PROVIDED DATA:
--- Start ---

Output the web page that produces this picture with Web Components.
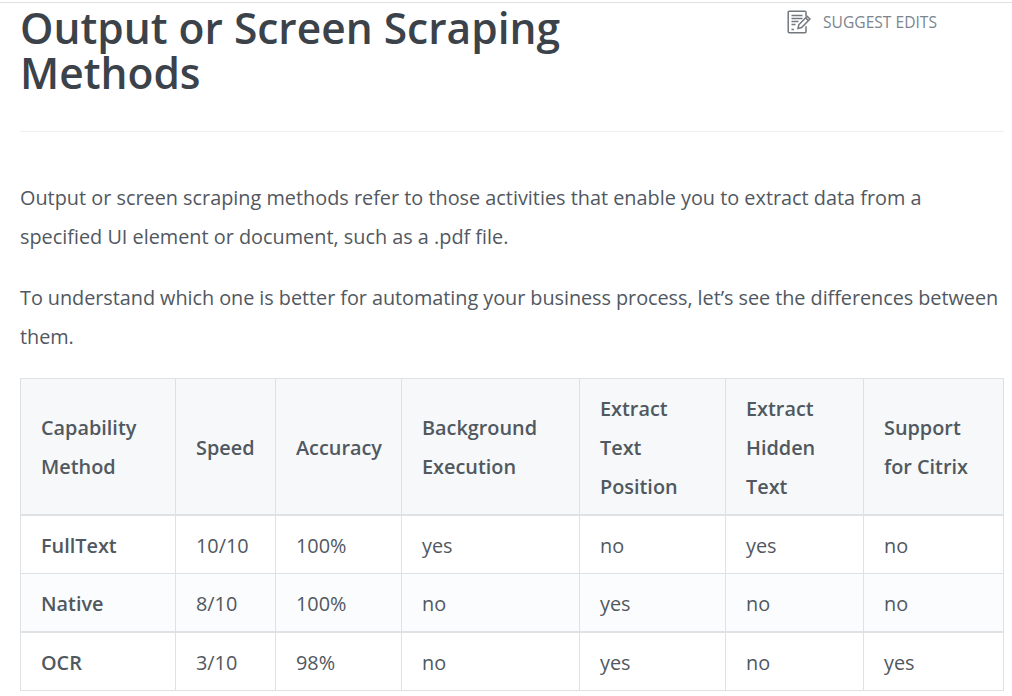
<!DOCTYPE html>
<html lang="en">
<head>
<meta charset="UTF-8">
<title>Output or Screen Scraping Methods</title>
<style>
  html, body { margin: 0; background: #fff; }
  body { font-family: "Open Sans", "Noto Sans", sans-serif; overflow: hidden; height: 696px; }
</style>
</head>
<body>
<doc-page>
  <doc-header slot="header" title="Output or Screen Scraping Methods">
    <suggest-edits></suggest-edits>
  </doc-header>
  <doc-para>Output or screen scraping methods refer to those activities that enable you to extract data from a specified UI element or document, such as a .pdf file.</doc-para>
  <doc-para style="letter-spacing:-0.05px">To understand which one is better for automating your business process, let’s see the differences between them.</doc-para>
  <compare-table></compare-table>
</doc-page>

<template id="page-tpl">
  <style>
    :host { display: block; border-top: 1px solid #e0e0e0; margin-top: 2px; padding: 0 8px 0 20px; }
    .body { display: flex; flex-direction: column; }
  </style>
  <slot name="header"></slot>
  <div class="body"><slot></slot></div>
</template>

<template id="header-tpl">
  <style>
    :host { display: flex; justify-content: space-between; align-items: flex-start; height: 128px; border-bottom: 1px solid #edeef0; margin-bottom: 46px; }
    h1 { margin: 2px 0 0; width: 600px; font-size: 42.5px; line-height: 45px; font-weight: 600; color: #3b4249; }
    .side { padding: 7px 67px 0 0; }
  </style>
  <h1></h1>
  <div class="side"><slot></slot></div>
</template>

<template id="edits-tpl">
  <style>
    :host { display: flex; align-items: center; gap: 12px; font-size: 15.6px; line-height: 22px; color: #7c858e; }
    svg { display: block; }
  </style>
  <svg width="24" height="24" viewBox="0 0 24 24" fill="none" stroke="#73787f" stroke-width="1.5">
    <path d="M19 6.5V2.2a1 1 0 0 0-1-1H2.2a1 1 0 0 0-1 1v19.6a1 1 0 0 0 1 1H18a1 1 0 0 0 1-1v-5.5"/>
    <path d="M4.5 5.5h11M4.5 8.5h11M4.5 11.5h7M4.5 14.5h4M4.5 19.5h2.5"/>
    <path d="M11 18.5l.8-3.7 8.4-8.6 2.8 2.8-8.4 8.6zM18.6 7.8l2.8 2.8"/>
  </svg>
  <span>SUGGEST EDITS</span>
</template>

<template id="para-tpl">
  <style>
    :host { display: block; font-size: 19.85px; line-height: 39px; color: #51585f; margin-bottom: 22px; }
  </style>
  <slot></slot>
</template>

<template id="table-tpl">
  <style>
    :host { display: block; }
    table { border-collapse: collapse; table-layout: fixed; width: 984px; font-size: 19.85px; line-height: 39px; color: #51585f; }
    th, td { border: 1px solid #dfe2e5; padding: 1px 20px 0; text-align: left; vertical-align: middle; }
    thead th { background: #f6f8fa; font-weight: 600; height: 134px; border-bottom-width: 2px; }
    td { height: 56px; }
    tbody td:first-child { font-weight: 600; }
    tbody tr:nth-child(2) td { background: #fbfcfd; border-bottom-width: 2px; }
  </style>
  <table>
    <colgroup></colgroup>
    <thead><tr></tr></thead>
    <tbody></tbody>
  </table>
</template>

<script>
  function stamp(el, id) {
    let root = el.attachShadow({ mode: 'open' });
    root.appendChild(document.getElementById(id).content.cloneNode(true));
    return root;
  }

  class DocPage extends HTMLElement {
    constructor() { super(); stamp(this, 'page-tpl'); }
  }

  class DocHeader extends HTMLElement {
    constructor() {
      super();
      let root = stamp(this, 'header-tpl');
      root.querySelector('h1').textContent = this.getAttribute('title');
    }
  }

  class SuggestEdits extends HTMLElement {
    constructor() { super(); stamp(this, 'edits-tpl'); }
  }

  class DocPara extends HTMLElement {
    constructor() { super(); stamp(this, 'para-tpl'); }
  }

  const widths = [155, 100, 126, 178, 146, 138, 140];
  const heads = ['Capability<br>Method', 'Speed', 'Accuracy', 'Background<br>Execution',
    'Extract<br>Text<br>Position', 'Extract<br>Hidden<br>Text', 'Support<br>for Citrix'];
  const rows = [
    ['FullText', '10/10', '100%', 'yes', 'no', 'yes', 'no'],
    ['Native', '8/10', '100%', 'no', 'yes', 'no', 'no'],
    ['OCR', '3/10', '98%', 'no', 'yes', 'no', 'yes']
  ];

  class CompareTable extends HTMLElement {
    constructor() {
      super();
      let root = stamp(this, 'table-tpl');
      root.querySelector('colgroup').innerHTML = widths.map(w => `<col style="width:${w}px">`).join('');
      root.querySelector('thead tr').innerHTML = heads.map(h => `<th>${h}</th>`).join('');
      root.querySelector('tbody').innerHTML = rows
        .map(r => '<tr>' + r.map(c => `<td>${c}</td>`).join('') + '</tr>').join('');
    }
  }

  customElements.define('doc-page', DocPage);
  customElements.define('doc-header', DocHeader);
  customElements.define('suggest-edits', SuggestEdits);
  customElements.define('doc-para', DocPara);
  customElements.define('compare-table', CompareTable);
</script>
</body>
</html>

--- End ---

Write out an exact copy of the listing, first line through the line containing "</doc-page>", with the pictures left out.

Output the web page that produces this picture with Web Components.
<!DOCTYPE html>
<html lang="en">
<head>
<meta charset="UTF-8">
<title>Output or Screen Scraping Methods</title>
<style>
  html, body { margin: 0; background: #fff; }
  body { font-family: "Open Sans", "Noto Sans", sans-serif; overflow: hidden; height: 696px; }
</style>
</head>
<body>
<doc-page>
  <doc-header slot="header" title="Output or Screen Scraping Methods">
    <suggest-edits></suggest-edits>
  </doc-header>
  <doc-para>Output or screen scraping methods refer to those activities that enable you to extract data from a specified UI element or document, such as a .pdf file.</doc-para>
  <doc-para style="letter-spacing:-0.05px">To understand which one is better for automating your business process, let’s see the differences between them.</doc-para>
  <compare-table></compare-table>
</doc-page>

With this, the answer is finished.